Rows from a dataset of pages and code

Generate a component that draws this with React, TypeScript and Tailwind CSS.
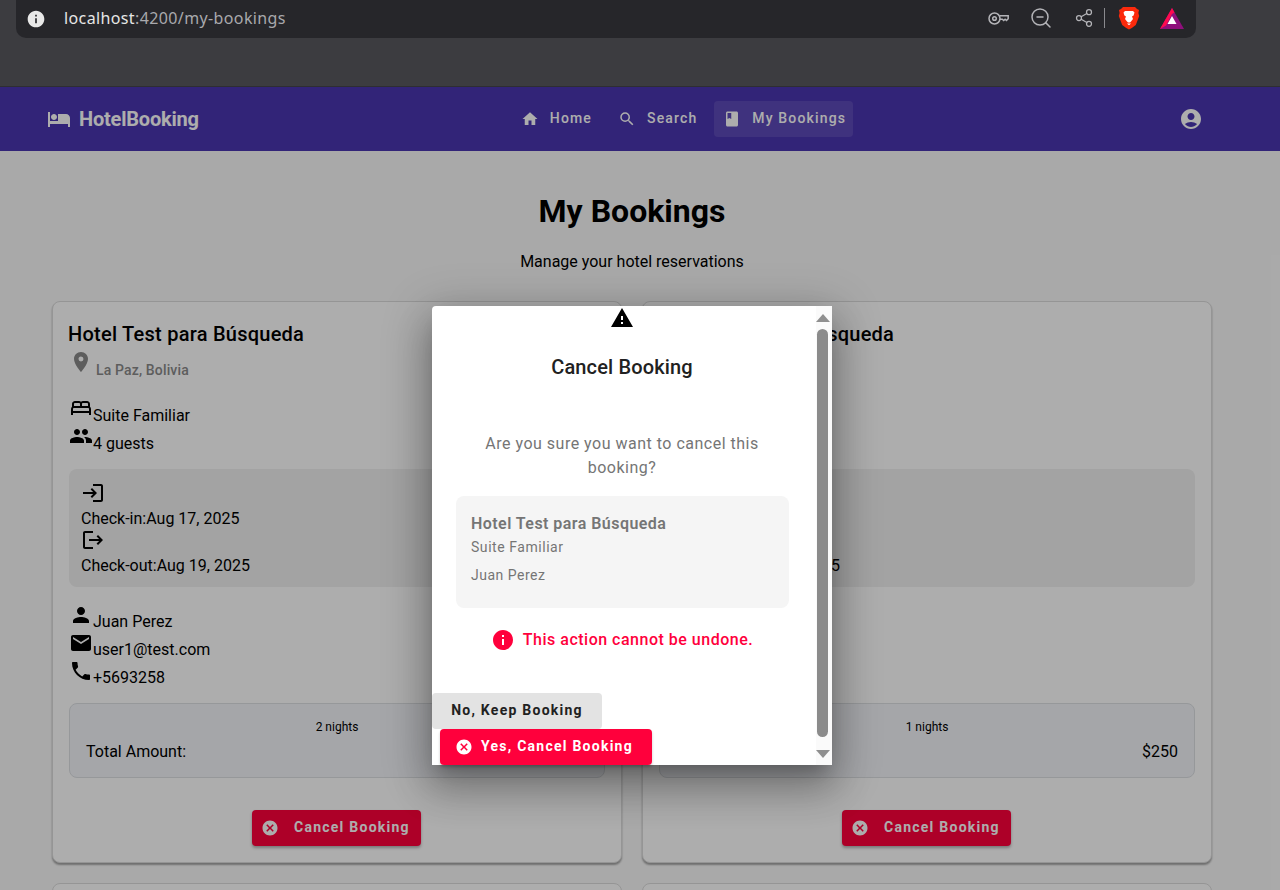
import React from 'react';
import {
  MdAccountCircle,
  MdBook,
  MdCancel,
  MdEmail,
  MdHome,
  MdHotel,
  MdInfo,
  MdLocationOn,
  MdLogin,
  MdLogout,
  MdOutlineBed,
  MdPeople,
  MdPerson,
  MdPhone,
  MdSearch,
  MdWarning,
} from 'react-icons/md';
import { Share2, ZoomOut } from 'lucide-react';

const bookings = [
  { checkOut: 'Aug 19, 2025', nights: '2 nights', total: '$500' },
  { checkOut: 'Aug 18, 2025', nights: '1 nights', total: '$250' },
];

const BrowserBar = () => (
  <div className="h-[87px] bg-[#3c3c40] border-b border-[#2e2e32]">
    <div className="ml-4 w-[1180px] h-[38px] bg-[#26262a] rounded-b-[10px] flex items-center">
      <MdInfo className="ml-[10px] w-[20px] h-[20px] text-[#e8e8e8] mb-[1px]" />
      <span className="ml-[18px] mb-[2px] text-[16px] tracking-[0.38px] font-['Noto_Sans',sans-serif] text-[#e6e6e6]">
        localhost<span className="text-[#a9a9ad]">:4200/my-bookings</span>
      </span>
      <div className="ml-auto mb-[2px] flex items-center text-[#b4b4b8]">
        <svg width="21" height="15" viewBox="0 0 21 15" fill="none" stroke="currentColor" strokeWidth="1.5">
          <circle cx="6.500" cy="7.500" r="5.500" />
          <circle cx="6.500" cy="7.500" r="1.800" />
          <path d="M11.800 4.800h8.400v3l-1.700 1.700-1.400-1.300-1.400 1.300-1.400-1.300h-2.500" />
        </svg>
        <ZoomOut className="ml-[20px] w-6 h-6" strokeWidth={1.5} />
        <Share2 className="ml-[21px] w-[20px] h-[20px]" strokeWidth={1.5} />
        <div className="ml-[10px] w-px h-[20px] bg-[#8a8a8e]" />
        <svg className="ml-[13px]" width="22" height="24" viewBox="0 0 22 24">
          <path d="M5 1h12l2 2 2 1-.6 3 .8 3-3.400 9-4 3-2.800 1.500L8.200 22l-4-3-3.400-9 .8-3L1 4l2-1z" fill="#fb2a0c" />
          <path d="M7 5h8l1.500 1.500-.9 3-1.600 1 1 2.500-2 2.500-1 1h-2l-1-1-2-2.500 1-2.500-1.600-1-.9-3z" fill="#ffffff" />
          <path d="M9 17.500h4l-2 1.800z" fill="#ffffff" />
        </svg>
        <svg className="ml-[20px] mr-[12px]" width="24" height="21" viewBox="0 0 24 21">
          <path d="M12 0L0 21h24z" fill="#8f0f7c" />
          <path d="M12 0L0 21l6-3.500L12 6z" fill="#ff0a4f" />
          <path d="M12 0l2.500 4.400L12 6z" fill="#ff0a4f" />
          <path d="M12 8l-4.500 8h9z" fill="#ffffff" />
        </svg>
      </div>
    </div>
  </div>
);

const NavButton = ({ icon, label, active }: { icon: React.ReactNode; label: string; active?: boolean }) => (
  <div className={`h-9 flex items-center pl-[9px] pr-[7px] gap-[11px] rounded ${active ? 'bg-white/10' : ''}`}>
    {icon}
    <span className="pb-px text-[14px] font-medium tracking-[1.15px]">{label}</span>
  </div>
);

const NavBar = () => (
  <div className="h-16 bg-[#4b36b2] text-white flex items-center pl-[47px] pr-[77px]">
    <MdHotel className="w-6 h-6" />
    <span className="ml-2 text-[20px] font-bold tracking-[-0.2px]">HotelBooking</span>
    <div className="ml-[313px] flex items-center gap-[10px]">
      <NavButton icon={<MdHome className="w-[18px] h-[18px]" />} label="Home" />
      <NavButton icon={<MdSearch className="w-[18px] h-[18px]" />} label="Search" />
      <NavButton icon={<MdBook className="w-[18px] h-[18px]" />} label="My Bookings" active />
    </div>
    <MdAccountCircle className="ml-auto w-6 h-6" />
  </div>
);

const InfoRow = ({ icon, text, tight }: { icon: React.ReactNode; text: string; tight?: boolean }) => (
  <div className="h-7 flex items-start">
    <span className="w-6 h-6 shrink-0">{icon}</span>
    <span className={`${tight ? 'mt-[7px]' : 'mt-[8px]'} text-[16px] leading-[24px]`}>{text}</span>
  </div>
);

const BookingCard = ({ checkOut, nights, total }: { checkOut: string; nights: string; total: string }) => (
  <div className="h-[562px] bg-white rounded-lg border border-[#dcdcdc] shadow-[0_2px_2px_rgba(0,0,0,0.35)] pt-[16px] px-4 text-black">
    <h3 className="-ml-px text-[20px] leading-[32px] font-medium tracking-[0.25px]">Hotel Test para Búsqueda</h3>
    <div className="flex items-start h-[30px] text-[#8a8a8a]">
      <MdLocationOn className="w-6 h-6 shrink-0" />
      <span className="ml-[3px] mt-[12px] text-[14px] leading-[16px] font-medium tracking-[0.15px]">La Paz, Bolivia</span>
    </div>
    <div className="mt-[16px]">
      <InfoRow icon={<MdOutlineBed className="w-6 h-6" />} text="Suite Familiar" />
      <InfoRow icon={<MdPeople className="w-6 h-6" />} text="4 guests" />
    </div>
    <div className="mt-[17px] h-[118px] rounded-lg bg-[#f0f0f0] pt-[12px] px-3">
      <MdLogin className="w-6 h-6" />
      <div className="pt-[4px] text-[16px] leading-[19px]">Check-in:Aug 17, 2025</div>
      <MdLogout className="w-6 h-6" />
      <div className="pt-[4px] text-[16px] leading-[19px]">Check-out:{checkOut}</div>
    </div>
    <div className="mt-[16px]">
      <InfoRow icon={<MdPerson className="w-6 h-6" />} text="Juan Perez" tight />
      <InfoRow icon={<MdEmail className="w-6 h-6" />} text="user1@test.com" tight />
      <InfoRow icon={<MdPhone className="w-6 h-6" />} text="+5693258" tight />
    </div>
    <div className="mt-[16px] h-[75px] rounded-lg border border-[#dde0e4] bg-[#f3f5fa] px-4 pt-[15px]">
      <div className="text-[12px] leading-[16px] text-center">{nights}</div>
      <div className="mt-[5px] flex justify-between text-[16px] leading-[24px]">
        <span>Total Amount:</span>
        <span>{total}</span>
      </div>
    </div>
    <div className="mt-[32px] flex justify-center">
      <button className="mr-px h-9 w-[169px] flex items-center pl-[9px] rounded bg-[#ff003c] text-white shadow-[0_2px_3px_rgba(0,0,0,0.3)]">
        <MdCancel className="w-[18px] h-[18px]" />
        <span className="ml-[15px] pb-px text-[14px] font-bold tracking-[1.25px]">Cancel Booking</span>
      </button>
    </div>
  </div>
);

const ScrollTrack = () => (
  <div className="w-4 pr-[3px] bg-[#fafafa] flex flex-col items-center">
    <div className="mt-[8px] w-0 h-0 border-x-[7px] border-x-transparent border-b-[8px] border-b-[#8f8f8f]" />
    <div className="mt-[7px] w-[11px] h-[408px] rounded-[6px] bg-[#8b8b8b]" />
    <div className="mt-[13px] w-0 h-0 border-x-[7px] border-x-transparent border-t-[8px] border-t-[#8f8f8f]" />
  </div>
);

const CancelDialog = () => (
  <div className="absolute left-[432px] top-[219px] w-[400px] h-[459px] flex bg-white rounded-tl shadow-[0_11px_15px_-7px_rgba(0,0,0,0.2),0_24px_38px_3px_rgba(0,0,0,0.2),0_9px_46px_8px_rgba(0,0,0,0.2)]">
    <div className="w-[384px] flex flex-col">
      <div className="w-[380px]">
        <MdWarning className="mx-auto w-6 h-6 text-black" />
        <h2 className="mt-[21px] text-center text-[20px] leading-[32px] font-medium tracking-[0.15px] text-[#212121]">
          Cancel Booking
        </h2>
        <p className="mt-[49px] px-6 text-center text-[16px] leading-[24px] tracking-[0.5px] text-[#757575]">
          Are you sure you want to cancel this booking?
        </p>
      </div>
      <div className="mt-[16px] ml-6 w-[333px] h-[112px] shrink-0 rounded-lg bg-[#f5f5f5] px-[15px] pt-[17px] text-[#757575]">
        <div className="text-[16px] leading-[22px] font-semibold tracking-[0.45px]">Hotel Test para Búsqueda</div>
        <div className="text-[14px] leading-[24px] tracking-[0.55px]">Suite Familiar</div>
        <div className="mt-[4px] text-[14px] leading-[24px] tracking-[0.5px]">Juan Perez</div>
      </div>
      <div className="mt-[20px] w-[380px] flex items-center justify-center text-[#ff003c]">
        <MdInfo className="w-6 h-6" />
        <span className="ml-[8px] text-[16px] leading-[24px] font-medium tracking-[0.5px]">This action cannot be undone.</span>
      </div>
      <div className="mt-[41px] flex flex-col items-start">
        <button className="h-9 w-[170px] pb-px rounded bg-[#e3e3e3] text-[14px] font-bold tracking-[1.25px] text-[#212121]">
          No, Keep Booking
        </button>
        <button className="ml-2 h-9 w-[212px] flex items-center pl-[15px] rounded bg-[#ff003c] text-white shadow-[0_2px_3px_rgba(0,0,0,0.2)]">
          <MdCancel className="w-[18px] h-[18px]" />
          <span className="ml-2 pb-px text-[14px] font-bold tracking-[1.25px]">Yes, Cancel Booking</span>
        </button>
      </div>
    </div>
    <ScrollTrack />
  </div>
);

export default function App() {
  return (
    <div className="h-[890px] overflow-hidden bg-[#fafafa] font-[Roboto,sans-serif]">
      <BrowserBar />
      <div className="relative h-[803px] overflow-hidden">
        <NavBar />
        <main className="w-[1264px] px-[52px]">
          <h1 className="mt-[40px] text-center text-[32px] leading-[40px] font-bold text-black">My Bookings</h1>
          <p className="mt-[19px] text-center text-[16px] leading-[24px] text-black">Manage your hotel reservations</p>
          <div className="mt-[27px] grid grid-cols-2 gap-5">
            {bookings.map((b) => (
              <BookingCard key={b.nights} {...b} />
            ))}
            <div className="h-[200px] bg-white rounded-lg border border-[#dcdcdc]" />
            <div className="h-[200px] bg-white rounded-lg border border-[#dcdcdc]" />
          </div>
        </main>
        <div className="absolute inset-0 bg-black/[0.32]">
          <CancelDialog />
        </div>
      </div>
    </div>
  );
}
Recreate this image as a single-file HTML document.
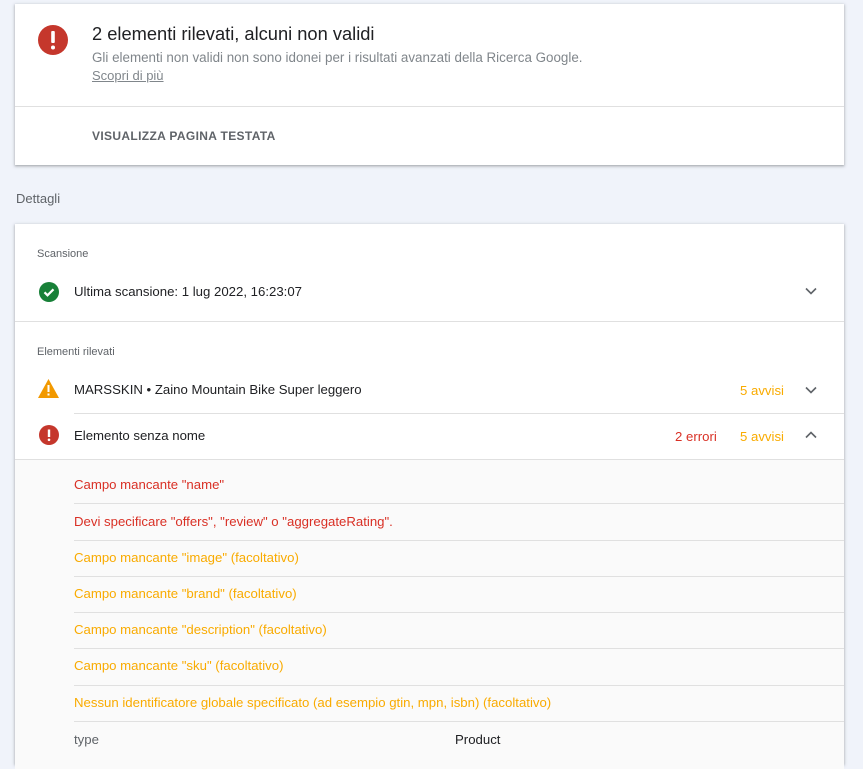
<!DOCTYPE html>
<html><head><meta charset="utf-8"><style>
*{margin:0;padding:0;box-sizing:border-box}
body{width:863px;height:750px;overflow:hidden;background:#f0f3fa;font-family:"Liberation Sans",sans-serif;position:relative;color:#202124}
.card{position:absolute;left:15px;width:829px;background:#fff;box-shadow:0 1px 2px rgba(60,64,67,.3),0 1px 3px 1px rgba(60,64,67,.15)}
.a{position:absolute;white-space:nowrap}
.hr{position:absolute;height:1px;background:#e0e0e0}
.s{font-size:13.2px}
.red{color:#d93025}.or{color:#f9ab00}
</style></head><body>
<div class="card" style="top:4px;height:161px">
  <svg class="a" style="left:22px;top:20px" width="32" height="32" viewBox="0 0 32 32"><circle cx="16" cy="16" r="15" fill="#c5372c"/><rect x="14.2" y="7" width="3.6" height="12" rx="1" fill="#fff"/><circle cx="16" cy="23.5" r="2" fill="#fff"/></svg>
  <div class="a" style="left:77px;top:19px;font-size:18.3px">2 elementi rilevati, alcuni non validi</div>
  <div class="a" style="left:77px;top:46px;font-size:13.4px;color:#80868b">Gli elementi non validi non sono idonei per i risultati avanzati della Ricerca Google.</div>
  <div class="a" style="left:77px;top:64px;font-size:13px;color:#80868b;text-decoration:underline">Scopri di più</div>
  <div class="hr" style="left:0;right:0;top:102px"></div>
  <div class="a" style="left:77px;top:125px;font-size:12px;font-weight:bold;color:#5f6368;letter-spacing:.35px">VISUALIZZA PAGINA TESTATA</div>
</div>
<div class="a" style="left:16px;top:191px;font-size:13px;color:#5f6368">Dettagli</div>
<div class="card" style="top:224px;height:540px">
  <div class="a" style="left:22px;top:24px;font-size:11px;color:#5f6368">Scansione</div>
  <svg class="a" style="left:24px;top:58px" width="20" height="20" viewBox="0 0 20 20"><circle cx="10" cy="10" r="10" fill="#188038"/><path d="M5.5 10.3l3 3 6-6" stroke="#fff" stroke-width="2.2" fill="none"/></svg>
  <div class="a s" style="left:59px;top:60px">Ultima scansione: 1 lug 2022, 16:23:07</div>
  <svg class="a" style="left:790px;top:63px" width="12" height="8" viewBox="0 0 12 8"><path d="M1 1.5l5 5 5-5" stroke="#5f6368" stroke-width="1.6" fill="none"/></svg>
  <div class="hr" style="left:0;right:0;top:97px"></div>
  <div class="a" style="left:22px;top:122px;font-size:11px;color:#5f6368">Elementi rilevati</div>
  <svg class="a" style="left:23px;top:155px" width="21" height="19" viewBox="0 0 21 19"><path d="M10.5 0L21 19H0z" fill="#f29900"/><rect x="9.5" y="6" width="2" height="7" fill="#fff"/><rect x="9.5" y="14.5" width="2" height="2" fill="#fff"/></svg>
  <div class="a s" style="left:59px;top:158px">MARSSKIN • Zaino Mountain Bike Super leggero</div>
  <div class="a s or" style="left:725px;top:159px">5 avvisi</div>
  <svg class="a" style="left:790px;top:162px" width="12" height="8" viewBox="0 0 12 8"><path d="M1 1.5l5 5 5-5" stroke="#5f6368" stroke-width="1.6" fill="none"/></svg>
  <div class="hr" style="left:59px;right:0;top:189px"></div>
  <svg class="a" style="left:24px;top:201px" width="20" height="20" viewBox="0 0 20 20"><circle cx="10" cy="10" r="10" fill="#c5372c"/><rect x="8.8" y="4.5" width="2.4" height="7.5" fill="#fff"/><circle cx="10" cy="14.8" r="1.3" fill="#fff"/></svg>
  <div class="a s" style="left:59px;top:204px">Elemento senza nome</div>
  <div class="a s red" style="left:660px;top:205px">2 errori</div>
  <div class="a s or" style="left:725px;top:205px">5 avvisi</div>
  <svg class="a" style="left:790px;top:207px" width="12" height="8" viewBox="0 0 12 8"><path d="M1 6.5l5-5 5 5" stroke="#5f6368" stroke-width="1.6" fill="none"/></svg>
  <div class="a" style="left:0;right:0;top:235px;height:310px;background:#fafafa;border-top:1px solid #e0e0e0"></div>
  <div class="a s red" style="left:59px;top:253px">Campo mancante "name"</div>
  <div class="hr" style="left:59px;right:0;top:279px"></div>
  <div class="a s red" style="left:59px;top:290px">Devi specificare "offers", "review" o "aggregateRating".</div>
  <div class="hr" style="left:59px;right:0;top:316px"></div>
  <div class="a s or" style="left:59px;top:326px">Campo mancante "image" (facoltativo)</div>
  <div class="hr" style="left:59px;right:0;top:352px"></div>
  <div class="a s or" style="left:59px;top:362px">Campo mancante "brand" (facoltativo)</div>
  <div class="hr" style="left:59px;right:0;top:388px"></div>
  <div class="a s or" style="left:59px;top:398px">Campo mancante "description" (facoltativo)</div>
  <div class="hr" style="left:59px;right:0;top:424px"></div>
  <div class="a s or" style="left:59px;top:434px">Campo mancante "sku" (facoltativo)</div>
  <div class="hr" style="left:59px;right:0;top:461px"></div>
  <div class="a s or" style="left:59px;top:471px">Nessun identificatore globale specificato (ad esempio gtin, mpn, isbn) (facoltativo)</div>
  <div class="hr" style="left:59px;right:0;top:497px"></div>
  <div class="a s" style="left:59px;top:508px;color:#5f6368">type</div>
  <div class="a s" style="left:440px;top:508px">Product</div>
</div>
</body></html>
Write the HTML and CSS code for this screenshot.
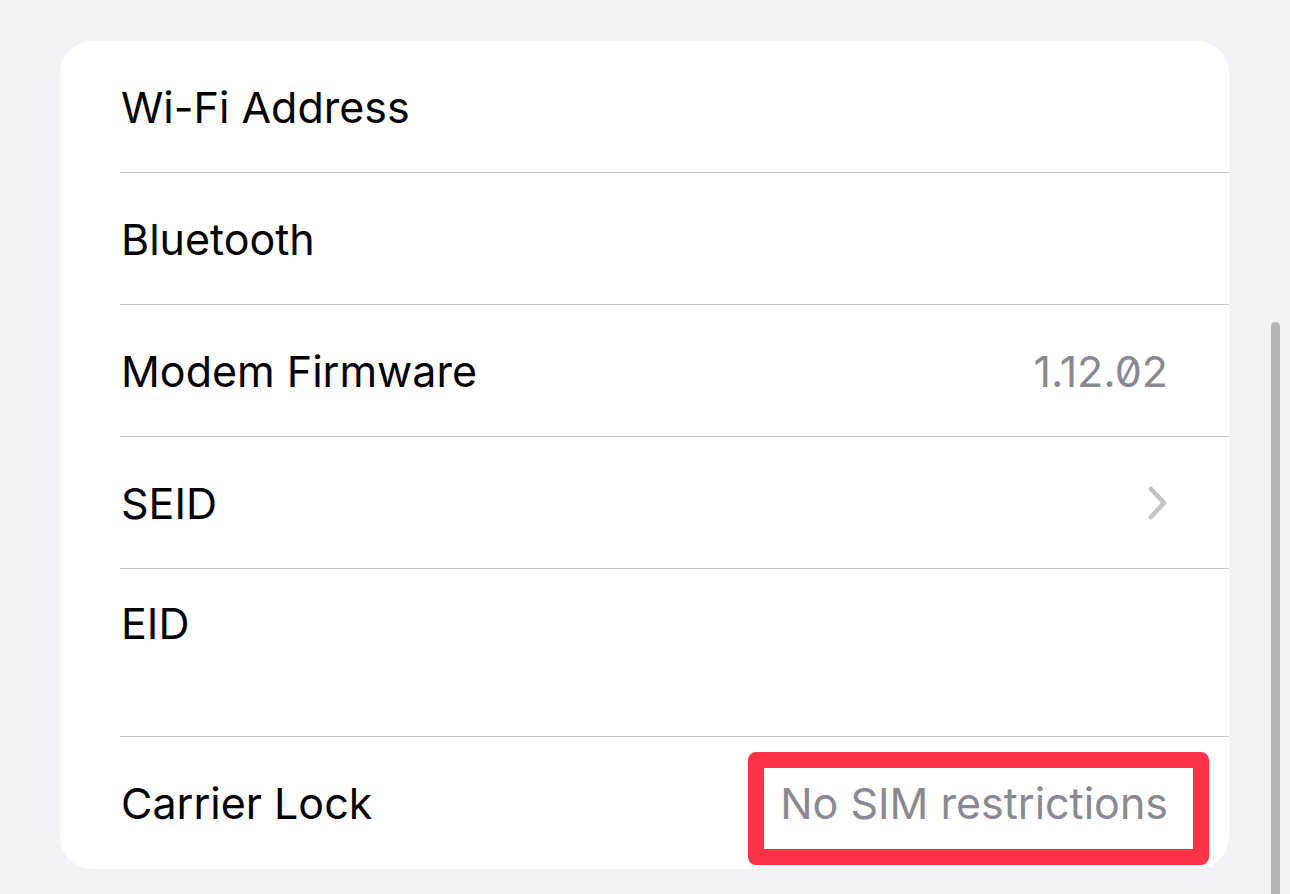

_Written problem_. Search the data for "image" and list every line in which it occurs.

_Answer to this exercise_.
Recreate this image as a single-file HTML document.
  <div class="a s or" style="left:59px;top:326px">Campo mancante "image" (facoltativo)</div>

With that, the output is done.